Felicity Bartak with Phillip Deery, A Unique Endeavour: A History of the Western Region Health Centre, 1964-2004,Western Region Health Service, Footscray, 2004. pp. + 127. $20.00 paper (available from the publisher http://www.wrhc.com.au/).

This book offers an illuminating case study of trade union action in the areas of workers' health and safety. While unions often agitated for access to medical facilities, state-sponsored workers' compensation, or even funded the construction of hospitals in some areas, the case of the Western Region Health Centre in Footscray, Victoria shows one union establishing and managing its own health service. In 1964 the Australian Meat Industry Employees Union set up the Trade Union Clinic and Research Centre Ltd, offering innovative services in an area traditionally not well served by existing government and private providers. Underpinned by strong written and oral sources, and graced with many photos and illustrations, this is a sympathetic and thoughtful account of the Centre, which Clyde Holding once called 'an important social experiment by a trade union'.

 
Shane Homan,The Mayor's a Square: Live Music and Law and Order in Sydney,Local Consumption Publications, Newtown, NSW, 2003. pp. + 210. $29.95 paper.
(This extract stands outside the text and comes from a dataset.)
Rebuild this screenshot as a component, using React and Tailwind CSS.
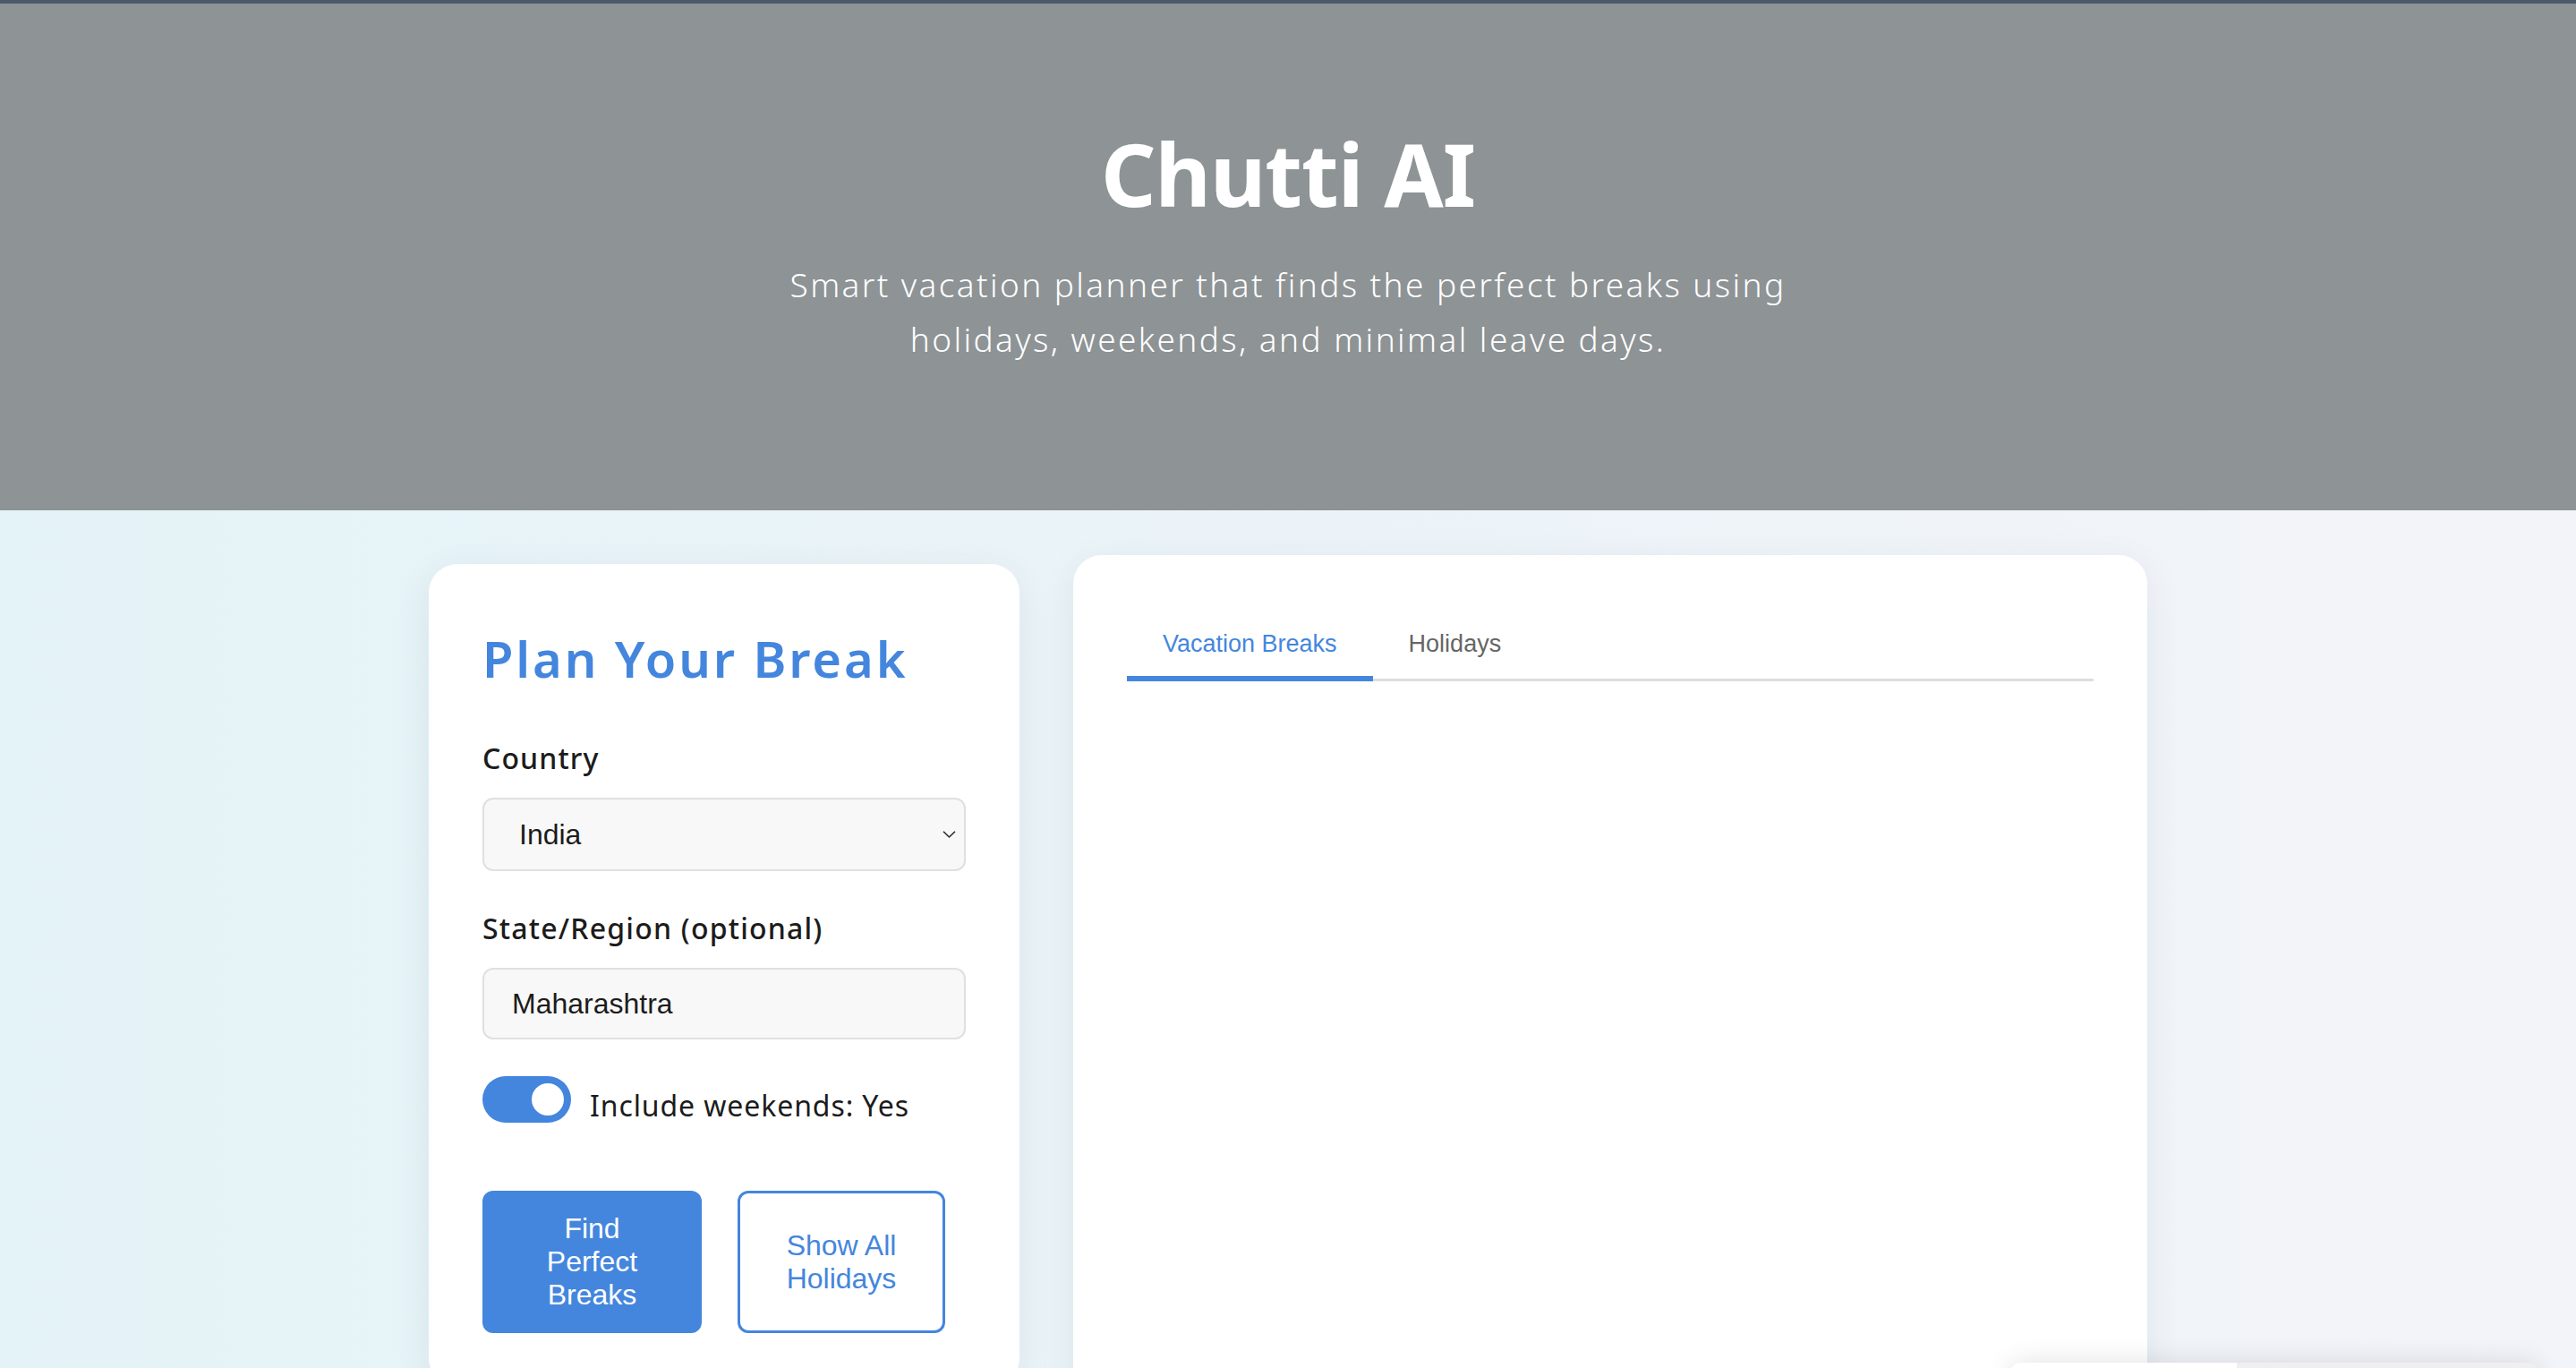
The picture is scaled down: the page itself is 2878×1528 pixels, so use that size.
import { useState } from "react";

function Toggle({ on, onChange }) {
  return (
    <button
      type="button"
      onClick={() => onChange(!on)}
      className={`flex h-[52px] w-[99px] shrink-0 items-center rounded-full px-[8px] ${
        on ? "justify-end bg-[#4486dd]" : "justify-start bg-[#cfd4da]"
      }`}
    >
      <span className="block h-[36px] w-[36px] rounded-full bg-white" />
    </button>
  );
}

export default function App() {
  const [weekends, setWeekends] = useState(true);
  const [tab, setTab] = useState("breaks");

  return (
    <div className="min-h-screen bg-linear-to-r from-[#e4f3f7] to-[#f3f4f9] font-['Noto_Sans',sans-serif]">
      <header className="flex h-[570px] flex-col items-center border-t-4 border-[#4b5a68] bg-[#8e9395] pt-[132px] text-white">
        <h1 className="text-[96px] font-bold leading-[1.2] tracking-[-1px]">Chutti AI</h1>
        <p className="mt-[36px] text-center text-[37px] font-light leading-[61px] tracking-[2.4px]">
          Smart vacation planner that finds the perfect breaks using
          <br />
          holidays, weekends, and minimal leave days.
        </p>
      </header>

      <main className="mx-auto flex w-[1920px] items-start gap-[60px] pt-[50px]">
        <section className="mt-[10px] w-[660px] shrink-0 rounded-[32px] bg-white px-[60px] pt-[72px] pb-[60px] shadow-[0_10px_40px_rgba(30,60,80,0.08)]">
          <h2 className="text-[56px] font-semibold leading-[1.2] tracking-[2.9px] text-[#4486dd]">
            Plan Your Break
          </h2>

          <label className="mt-[54px] block text-[32px] font-medium leading-[48px] tracking-[1.1px] text-[#1c1c1c]">
            Country
          </label>
          <div className="relative mt-[20px]">
            <select
              defaultValue="India"
              className="h-[82px] w-full appearance-none rounded-[12px] border-2 border-[#e0e0e0] bg-[#f8f8f8] pl-[39px] font-['Liberation_Sans',Arial,sans-serif] text-[32px] text-[#1c1c1c] outline-none"
            >
              <option>India</option>
              <option>United States</option>
              <option>United Kingdom</option>
            </select>
            <svg
              className="pointer-events-none absolute right-[11px] top-1/2 -translate-y-1/2"
              width="15"
              height="9"
              viewBox="0 0 15 9"
              fill="none"
            >
              <path d="M1 1.2l6.5 6.3 6.5-6.3" stroke="#2b2b2b" strokeWidth="1.6" />
            </svg>
          </div>

          <label className="mt-[40px] block text-[32px] font-medium leading-[48px] tracking-[1.2px] text-[#1c1c1c]">
            State/Region (optional)
          </label>
          <input
            defaultValue="Maharashtra"
            className="mt-[20px] block h-[80px] w-full rounded-[12px] border-2 border-[#e0e0e0] bg-[#f8f8f8] px-[31px] font-['Liberation_Sans',Arial,sans-serif] text-[32px] text-[#1c1c1c] outline-none"
          />

          <div className="mt-[41px] flex items-start gap-[21px]">
            <Toggle on={weekends} onChange={setWeekends} />
            <span className="mt-[9px] text-[32px] leading-[48px] tracking-[0.9px] text-[#1c1c1c]">
              Include weekends: {weekends ? "Yes" : "No"}
            </span>
          </div>

          <div className="mt-[71px] flex gap-[40px] font-['Liberation_Sans',Arial,sans-serif] text-[32px] leading-[37px]">
            <button className="flex h-[159px] w-[245px] flex-col items-center justify-center rounded-[12px] bg-[#4486dd] text-white">
              <span>Find</span>
              <span>Perfect</span>
              <span>Breaks</span>
            </button>
            <button className="flex h-[159px] w-[232px] flex-col items-center justify-center rounded-[12px] border-[3px] border-[#4486dd] bg-white text-[#4486dd]">
              <span>Show All</span>
              <span>Holidays</span>
            </button>
          </div>
        </section>

        <section className="min-h-[980px] w-[1200px] shrink-0 rounded-[32px] bg-white px-[60px] pt-[60px] shadow-[0_10px_40px_rgba(30,60,80,0.08)]">
          <div className="flex border-b-[3px] border-[#dddddd] font-['Liberation_Sans',Arial,sans-serif] text-[27px] leading-[32px]">
            <button
              onClick={() => setTab("breaks")}
              className={`-mb-[3px] px-[40px] pt-[23px] pb-[20px] ${
                tab === "breaks"
                  ? "border-b-[6px] border-[#4486dd] text-[#4486dd]"
                  : "border-b-[6px] border-transparent text-[#666666]"
              }`}
            >
              Vacation Breaks
            </button>
            <button
              onClick={() => setTab("holidays")}
              className={`-mb-[3px] px-[40px] pt-[23px] pb-[20px] ${
                tab === "holidays"
                  ? "border-b-[6px] border-[#4486dd] text-[#4486dd]"
                  : "border-b-[6px] border-transparent text-[#666666]"
              }`}
            >
              Holidays
            </button>
          </div>
        </section>
      </main>

      <div className="fixed left-[2246px] top-[1522px] flex h-[40px] w-[590px] overflow-hidden rounded-t-[12px] shadow-[0_0_30px_rgba(0,0,0,0.12)]">
        <div className="w-[253px] bg-white" />
        <div className="flex-1 bg-[#efefef]" />
      </div>
    </div>
  );
}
This book slipped under the Labour History radar but is well worth a look. Homan analyses the relationship between venues, politics, rock bands and audiences from the early 1950s. He brings together the diverse literature on popular music, complementing it with interviews of some of the major performers, promoters, and managers of the era. He points to popular disturbances on Sydney beaches in the 1960s, including at Cronulla, hinting at a deeper history to more recent crowd violence in that area. His work, though primarily one of cultural criticism and analysis, reminds us that the labour history of popular recreation including music and performance is yet to be written.